NICAR 2017
Jacksonville, FL
City Terrace 9
Friday, March 3, 3:30 - 4:30pm
Alexandra Kanik (@act_rational)
Dive even deeper into data mapping in this continuation of QGIS I. This class will cover joining data tables to maps, aggregating point data for easier analysis and preparing geographic data for display online. It is strongly recommended that you take QGIS I immediate preceding this session, but it is not a strict requirement.
Here are the notes from the first QGIS session.
Here's a list of other QGIS classes happening at NICAR17.

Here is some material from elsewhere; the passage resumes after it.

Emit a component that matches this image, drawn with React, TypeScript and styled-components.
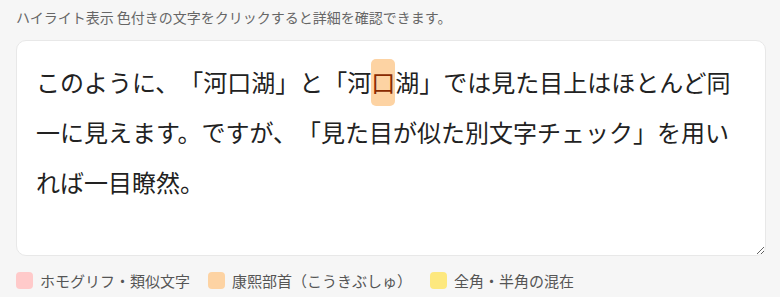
import styled, { createGlobalStyle } from 'styled-components'

const GlobalStyle = createGlobalStyle`
  html, body {
    margin: 0;
    padding: 0;
    background: #f6f6f6;
    font-family: "Noto Sans CJK JP", "Noto Sans", sans-serif;
  }
`

const Wrapper = styled.div`
  padding: 6px 14px 0 16px;
  display: flex;
  flex-direction: column;
`

const Caption = styled.div`
  font-size: 14px;
  line-height: 22px;
  color: #666;
  margin-bottom: 12px;
`

const Editor = styled.div`
  box-sizing: border-box;
  height: 216px;
  background: #fff;
  border: 1px solid #e8e8e8;
  border-radius: 10px;
  padding: 16px 24px 16px 19px;
  font-size: 24px;
  line-height: 50px;
  color: #222;
  overflow: hidden;
  resize: vertical;
  word-break: break-all;
  text-spacing-trim: space-all;
`

const Mark = styled.span<{ $kind: 'homoglyph' | 'radical' | 'width' }>`
  display: inline-block;
  height: 47px;
  line-height: 46px;
  vertical-align: top;
  margin-top: 2px;
  border-radius: 5px;
  color: #8a2a00;
  background: ${(p) =>
    p.$kind === 'homoglyph' ? '#ffc9c9' : p.$kind === 'radical' ? '#fdd3a3' : '#fde98a'};
  cursor: pointer;
`

const Legend = styled.div`
  display: flex;
  align-items: center;
  gap: 18px;
  margin-top: 14px;
`

const LegendItem = styled.div`
  display: flex;
  align-items: center;
  gap: 7px;
  font-size: 15px;
  color: #555;
`

const Swatch = styled.span<{ $color: string }>`
  width: 17px;
  height: 17px;
  border-radius: 4px;
  background: ${(p) => p.$color};
`

const legend = [
  { color: '#ffcaca', label: 'ホモグリフ・類似文字' },
  { color: '#fdd3a3', label: '康熙部首（こうきぶしゅ）' },
  { color: '#fde87e', label: '全角・半角の混在' },
]

export default function App() {
  return (
    <>
      <GlobalStyle />
      <Wrapper>
        <Caption>ハイライト表示 色付きの文字をクリックすると詳細を確認できます。</Caption>
        <Editor>
          このように、「河口湖」と「河<Mark $kind="radical">⼝</Mark>湖」では見た目上はほとんど同一に見えます。ですが、「見た目が似た別文字チェック」を用いれば一目瞭然。
        </Editor>
        <Legend>
          {legend.map((l) => (
            <LegendItem key={l.label}>
              <Swatch $color={l.color} />
              {l.label}
            </LegendItem>
          ))}
        </Legend>
      </Wrapper>
    </>
  )
}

More often than not, you're going to get more data than you want to use. For example, we've got county data for the entire United States, but we're just looking at Florida accidents.
Instead of making QGIS process that huge shapefile every time we make a change, let's filter out all the counties outside of Florida.
Open a new map. Go to Project > Project Properties
and check Enable 'on the fly' CRS transformation.
Add US counties. Add vector layer tl_2015_us_county.shp
to the map.
Filter. As with most things in QGIS, there is more than one way to filter a shapefile. I'll show you my two favorites.
Right click the tl_2015_us_county.shp
layer and select Open Attribute Table.
In the top menu bar of the attribute table pop up you should see an icon that looks like an E on top of a yellow square. . Click that.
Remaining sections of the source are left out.